[Stored items from a collection]
----------

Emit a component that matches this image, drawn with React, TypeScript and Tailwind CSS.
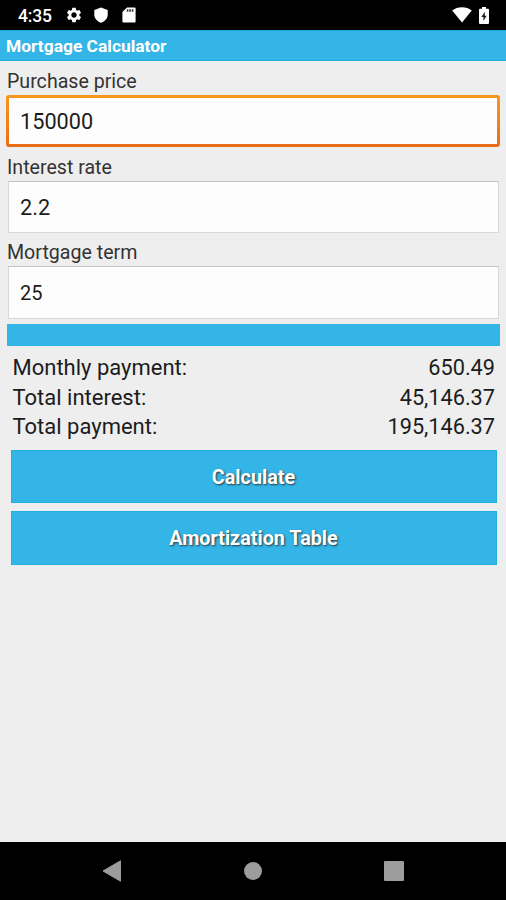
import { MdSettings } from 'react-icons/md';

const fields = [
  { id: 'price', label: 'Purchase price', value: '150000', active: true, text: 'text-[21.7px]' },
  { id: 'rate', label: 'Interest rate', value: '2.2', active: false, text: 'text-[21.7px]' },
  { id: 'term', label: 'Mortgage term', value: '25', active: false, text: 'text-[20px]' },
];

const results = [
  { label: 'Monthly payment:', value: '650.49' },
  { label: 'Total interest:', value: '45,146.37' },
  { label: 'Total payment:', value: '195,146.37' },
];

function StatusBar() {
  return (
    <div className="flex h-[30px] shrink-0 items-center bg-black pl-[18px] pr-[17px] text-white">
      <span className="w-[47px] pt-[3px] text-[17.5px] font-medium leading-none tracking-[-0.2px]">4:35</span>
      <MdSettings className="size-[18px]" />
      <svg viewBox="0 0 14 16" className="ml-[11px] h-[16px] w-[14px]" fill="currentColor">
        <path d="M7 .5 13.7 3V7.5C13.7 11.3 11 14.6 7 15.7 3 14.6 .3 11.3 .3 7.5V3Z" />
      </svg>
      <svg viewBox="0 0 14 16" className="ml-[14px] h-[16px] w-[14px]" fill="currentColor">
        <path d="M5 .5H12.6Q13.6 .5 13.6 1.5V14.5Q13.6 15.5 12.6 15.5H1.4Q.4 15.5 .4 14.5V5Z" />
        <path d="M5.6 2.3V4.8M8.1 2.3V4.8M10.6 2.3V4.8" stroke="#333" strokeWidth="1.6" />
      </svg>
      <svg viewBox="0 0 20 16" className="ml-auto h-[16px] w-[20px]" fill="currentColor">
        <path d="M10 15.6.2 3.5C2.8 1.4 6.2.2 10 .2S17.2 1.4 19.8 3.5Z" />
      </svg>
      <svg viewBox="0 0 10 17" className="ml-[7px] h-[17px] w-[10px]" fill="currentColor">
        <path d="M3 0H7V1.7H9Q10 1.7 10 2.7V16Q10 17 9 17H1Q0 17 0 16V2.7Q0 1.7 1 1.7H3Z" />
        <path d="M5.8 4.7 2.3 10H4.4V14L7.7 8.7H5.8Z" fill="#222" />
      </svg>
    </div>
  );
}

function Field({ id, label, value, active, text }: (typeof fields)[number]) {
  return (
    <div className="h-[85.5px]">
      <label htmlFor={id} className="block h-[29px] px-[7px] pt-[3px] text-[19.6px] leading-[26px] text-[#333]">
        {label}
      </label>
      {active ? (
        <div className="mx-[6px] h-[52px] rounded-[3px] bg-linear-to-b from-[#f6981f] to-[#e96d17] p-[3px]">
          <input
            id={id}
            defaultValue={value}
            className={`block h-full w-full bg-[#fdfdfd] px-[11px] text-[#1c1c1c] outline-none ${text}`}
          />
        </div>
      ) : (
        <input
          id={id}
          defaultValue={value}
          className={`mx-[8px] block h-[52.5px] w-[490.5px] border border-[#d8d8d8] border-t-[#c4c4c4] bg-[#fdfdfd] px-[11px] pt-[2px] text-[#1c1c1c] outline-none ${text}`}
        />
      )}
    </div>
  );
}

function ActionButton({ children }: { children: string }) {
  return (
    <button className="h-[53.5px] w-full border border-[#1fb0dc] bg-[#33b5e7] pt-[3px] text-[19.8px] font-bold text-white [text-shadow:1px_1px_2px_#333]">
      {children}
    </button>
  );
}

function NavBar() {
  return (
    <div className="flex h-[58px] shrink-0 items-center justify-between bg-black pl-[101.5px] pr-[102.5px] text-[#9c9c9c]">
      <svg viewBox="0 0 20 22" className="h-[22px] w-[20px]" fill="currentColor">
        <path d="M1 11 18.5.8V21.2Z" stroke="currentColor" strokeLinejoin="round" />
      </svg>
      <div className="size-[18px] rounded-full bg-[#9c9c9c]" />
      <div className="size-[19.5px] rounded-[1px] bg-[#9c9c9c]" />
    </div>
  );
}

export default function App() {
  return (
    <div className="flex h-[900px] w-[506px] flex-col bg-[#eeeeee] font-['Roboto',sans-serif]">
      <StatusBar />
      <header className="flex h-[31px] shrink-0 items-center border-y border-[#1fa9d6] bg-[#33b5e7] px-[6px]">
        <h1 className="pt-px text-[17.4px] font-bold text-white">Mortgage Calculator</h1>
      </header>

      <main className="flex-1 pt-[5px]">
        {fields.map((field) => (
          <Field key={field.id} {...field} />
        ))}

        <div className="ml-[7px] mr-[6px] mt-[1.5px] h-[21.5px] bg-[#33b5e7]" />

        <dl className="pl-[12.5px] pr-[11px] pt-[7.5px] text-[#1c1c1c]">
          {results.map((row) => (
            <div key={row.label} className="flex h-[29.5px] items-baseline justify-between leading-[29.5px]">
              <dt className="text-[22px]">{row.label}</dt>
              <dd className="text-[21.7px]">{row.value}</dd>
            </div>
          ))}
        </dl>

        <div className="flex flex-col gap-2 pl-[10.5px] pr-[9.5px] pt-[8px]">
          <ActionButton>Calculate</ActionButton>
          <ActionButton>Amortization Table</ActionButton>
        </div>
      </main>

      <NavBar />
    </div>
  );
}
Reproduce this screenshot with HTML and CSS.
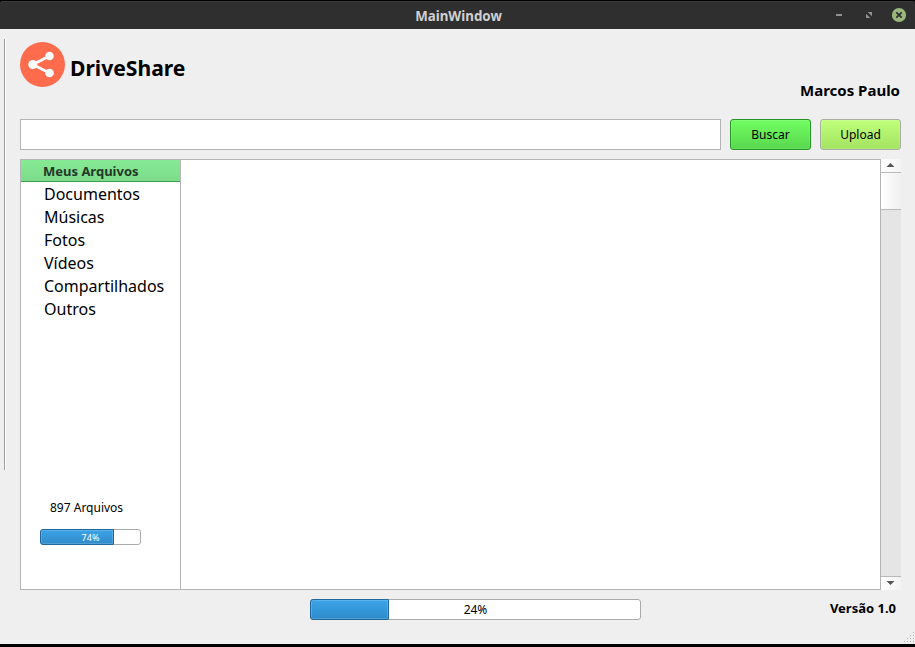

----------

Work to complete:
Only the number is wanted: how many lines in the data include the string "with"?

The output:
2